He de confesar que oído musical nunca he tenido, ni talento para tocar algún instrumento.
En mi infancia por órdenes de mi abuelita tocaba el plano que en cada sesión empapapaba de tanta lágrima. Ella me insistía que por mis dedos delgados yo debía ser pianista, que ese era un adorno para las mujeres. Solo que no se daba cuenta que ya estábamos en otra época.
Su padre era músico, tocaba por el mundo y sus hijos también seguían sus pasos musicales.
Mi tía, su hija sí llegó a tocar en conciertos, yo a duras penas tocaba los changuitos.
La flauta es algo que si me gustaría aprender. En mi cumpleaños 40 me compraron mis hijas y esposo una flauta prehispánica que aún no dominó pero que me gustaría.
Estoy convencida de que las buenas melodías hacen casi tocar el ciel, parecidas a las notas que antes de un buen orgasmo.
Me gusta cantar mientras conduzco, me desarma la tomadora de Los Ángeles, pero de Los Ángeles azules y de Charly.

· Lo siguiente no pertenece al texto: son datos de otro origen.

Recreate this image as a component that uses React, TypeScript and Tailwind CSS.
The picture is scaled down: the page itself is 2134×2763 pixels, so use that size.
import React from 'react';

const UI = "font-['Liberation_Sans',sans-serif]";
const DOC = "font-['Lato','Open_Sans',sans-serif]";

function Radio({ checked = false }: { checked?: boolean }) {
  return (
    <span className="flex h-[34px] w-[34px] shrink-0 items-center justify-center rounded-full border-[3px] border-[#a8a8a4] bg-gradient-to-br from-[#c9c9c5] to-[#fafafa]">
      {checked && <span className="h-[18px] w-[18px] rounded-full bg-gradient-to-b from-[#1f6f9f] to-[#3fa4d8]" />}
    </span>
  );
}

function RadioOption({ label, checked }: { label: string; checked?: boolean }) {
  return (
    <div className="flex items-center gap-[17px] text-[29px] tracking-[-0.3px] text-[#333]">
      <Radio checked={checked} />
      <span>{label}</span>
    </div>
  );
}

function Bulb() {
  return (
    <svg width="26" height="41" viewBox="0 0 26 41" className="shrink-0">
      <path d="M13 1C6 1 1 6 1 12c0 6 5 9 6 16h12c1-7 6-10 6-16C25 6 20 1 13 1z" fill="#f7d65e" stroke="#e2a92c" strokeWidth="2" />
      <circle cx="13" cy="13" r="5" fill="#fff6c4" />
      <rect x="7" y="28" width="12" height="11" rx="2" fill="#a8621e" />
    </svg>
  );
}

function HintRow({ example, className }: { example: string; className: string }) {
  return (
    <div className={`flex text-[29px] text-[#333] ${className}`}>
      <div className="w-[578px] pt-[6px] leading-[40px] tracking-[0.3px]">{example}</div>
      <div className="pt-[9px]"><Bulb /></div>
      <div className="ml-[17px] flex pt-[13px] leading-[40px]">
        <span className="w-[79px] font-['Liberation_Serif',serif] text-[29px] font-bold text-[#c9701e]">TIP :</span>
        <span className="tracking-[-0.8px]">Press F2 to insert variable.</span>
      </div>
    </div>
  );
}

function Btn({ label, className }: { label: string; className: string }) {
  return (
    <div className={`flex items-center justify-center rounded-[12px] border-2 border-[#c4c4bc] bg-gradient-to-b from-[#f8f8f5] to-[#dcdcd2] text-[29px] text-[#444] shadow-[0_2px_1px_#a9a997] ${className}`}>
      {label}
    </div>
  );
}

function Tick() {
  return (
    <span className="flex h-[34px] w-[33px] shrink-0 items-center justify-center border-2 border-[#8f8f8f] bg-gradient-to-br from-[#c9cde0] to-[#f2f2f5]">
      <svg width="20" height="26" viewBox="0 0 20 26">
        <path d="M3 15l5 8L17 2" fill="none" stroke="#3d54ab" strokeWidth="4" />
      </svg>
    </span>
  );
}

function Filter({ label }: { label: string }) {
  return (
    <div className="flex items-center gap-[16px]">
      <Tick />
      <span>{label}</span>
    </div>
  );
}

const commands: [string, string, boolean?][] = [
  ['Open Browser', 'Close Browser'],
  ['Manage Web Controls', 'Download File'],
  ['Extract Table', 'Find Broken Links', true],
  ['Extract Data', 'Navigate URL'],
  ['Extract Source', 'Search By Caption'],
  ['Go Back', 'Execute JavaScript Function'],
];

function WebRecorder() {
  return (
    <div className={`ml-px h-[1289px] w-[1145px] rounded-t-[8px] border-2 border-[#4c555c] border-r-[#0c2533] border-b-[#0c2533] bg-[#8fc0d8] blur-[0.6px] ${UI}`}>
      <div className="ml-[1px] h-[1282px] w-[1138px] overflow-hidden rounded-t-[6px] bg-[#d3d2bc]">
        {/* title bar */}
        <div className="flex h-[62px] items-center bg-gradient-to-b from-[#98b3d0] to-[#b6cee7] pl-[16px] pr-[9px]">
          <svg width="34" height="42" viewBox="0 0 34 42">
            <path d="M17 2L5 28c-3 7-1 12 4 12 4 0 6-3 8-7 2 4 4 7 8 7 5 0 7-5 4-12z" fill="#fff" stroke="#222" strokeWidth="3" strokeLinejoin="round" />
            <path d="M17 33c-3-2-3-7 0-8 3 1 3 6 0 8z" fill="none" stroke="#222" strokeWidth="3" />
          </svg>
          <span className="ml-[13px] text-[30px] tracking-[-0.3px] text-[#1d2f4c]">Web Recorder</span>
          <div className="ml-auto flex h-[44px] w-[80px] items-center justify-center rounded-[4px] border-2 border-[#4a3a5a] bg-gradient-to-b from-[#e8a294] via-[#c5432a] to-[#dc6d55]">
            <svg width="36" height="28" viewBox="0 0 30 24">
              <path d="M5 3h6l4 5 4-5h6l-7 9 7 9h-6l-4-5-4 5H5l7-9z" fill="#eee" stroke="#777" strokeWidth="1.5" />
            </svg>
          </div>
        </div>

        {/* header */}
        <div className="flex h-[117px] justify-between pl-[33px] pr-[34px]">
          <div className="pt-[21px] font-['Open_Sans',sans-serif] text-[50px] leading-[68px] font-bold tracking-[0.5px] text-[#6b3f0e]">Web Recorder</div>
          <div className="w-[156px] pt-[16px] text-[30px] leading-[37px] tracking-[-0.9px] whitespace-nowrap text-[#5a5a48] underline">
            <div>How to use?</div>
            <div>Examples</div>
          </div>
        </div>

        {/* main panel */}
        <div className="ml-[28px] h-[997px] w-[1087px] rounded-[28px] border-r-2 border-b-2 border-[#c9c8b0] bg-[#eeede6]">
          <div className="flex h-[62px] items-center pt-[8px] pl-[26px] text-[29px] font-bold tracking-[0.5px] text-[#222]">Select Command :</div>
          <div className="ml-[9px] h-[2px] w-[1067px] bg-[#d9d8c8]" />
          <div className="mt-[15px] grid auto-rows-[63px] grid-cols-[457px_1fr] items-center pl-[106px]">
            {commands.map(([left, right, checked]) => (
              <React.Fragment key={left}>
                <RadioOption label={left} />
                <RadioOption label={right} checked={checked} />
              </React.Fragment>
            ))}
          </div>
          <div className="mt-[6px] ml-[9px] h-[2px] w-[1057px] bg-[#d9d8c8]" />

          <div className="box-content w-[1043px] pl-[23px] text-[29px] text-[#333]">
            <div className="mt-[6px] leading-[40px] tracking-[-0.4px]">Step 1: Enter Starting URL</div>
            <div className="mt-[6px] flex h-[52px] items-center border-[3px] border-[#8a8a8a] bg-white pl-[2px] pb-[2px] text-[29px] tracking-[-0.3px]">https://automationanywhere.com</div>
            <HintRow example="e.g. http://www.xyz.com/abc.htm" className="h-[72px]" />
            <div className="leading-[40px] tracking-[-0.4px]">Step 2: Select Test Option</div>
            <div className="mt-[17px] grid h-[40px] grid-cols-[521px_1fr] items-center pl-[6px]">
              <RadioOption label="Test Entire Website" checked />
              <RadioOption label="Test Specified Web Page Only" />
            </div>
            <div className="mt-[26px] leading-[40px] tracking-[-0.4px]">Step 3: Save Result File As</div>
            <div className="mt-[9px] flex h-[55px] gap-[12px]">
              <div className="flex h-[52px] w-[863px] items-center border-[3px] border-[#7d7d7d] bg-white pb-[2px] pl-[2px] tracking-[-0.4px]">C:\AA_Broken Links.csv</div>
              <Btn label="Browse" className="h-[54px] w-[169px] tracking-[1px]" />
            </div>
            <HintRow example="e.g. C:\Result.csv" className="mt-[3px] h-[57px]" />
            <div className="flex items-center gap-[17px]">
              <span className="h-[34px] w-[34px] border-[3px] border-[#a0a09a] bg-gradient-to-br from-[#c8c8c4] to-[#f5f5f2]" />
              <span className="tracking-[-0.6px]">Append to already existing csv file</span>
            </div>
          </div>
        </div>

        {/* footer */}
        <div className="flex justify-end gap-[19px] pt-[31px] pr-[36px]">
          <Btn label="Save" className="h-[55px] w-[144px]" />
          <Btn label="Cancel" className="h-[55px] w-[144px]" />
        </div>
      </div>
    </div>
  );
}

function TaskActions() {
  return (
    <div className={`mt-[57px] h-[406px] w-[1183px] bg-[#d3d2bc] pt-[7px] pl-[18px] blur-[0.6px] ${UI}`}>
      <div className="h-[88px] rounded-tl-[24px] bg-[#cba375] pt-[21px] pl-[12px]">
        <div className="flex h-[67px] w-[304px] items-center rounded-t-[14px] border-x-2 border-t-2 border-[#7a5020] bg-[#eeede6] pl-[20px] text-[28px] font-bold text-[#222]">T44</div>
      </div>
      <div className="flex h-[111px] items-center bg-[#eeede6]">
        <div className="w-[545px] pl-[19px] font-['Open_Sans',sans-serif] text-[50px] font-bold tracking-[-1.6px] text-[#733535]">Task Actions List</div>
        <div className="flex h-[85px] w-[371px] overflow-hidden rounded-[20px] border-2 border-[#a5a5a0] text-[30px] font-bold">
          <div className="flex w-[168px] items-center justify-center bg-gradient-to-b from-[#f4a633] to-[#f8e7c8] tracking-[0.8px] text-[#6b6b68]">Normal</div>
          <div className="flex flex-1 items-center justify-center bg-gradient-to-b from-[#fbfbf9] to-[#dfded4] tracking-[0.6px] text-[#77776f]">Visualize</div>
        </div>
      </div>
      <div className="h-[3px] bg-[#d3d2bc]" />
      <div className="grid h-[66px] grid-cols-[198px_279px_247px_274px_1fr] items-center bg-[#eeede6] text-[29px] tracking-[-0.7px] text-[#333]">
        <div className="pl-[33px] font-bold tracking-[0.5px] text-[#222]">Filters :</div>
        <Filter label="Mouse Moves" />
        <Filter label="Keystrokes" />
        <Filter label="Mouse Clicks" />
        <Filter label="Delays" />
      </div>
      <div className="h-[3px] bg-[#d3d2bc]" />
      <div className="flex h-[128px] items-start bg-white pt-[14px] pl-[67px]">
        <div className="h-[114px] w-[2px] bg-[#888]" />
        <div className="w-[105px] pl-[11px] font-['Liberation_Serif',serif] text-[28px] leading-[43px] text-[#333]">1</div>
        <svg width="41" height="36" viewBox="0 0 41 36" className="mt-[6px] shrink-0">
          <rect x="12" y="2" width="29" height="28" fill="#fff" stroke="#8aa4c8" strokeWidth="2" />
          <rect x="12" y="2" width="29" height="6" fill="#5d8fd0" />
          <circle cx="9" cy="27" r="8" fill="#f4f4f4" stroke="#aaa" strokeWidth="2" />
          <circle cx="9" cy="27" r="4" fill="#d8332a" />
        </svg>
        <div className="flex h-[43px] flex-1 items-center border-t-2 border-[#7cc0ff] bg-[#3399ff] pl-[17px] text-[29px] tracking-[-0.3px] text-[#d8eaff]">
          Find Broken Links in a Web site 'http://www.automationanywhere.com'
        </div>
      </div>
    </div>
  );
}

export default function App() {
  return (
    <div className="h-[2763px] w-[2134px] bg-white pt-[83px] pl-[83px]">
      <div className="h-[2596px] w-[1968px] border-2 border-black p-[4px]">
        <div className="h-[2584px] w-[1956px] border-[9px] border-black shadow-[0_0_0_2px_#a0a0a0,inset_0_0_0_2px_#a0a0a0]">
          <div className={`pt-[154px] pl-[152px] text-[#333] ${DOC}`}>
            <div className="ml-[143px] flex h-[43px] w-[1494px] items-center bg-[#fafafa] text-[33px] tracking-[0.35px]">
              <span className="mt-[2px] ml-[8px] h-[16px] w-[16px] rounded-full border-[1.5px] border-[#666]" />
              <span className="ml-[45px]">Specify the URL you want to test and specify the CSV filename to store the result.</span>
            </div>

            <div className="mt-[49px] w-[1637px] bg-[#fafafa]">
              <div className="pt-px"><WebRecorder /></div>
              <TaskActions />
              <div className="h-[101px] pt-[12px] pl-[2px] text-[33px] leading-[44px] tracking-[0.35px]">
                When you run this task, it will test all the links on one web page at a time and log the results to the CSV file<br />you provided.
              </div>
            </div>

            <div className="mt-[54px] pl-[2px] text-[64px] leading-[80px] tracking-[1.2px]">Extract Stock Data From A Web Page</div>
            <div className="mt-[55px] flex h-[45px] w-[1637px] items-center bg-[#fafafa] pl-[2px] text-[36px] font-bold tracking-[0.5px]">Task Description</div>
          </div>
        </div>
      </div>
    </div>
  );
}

La música es como iluminar un prisma con un rayo de sol y disfrutar de una gama de varias tonalidades de acorde a cada gusto. La música a mis oídos es como una caricia de lo amado; resuena en los recovecos de mi martillogenerando ecos en mi cerebro, transportándome a maravillosos lugares de inesperados matices que en ocasiones necesito subir el volumen para lograr una mejor acústica o bajar la intensidad de mi ya de por sí acelerado sistema en el que suelo casi siempre estar.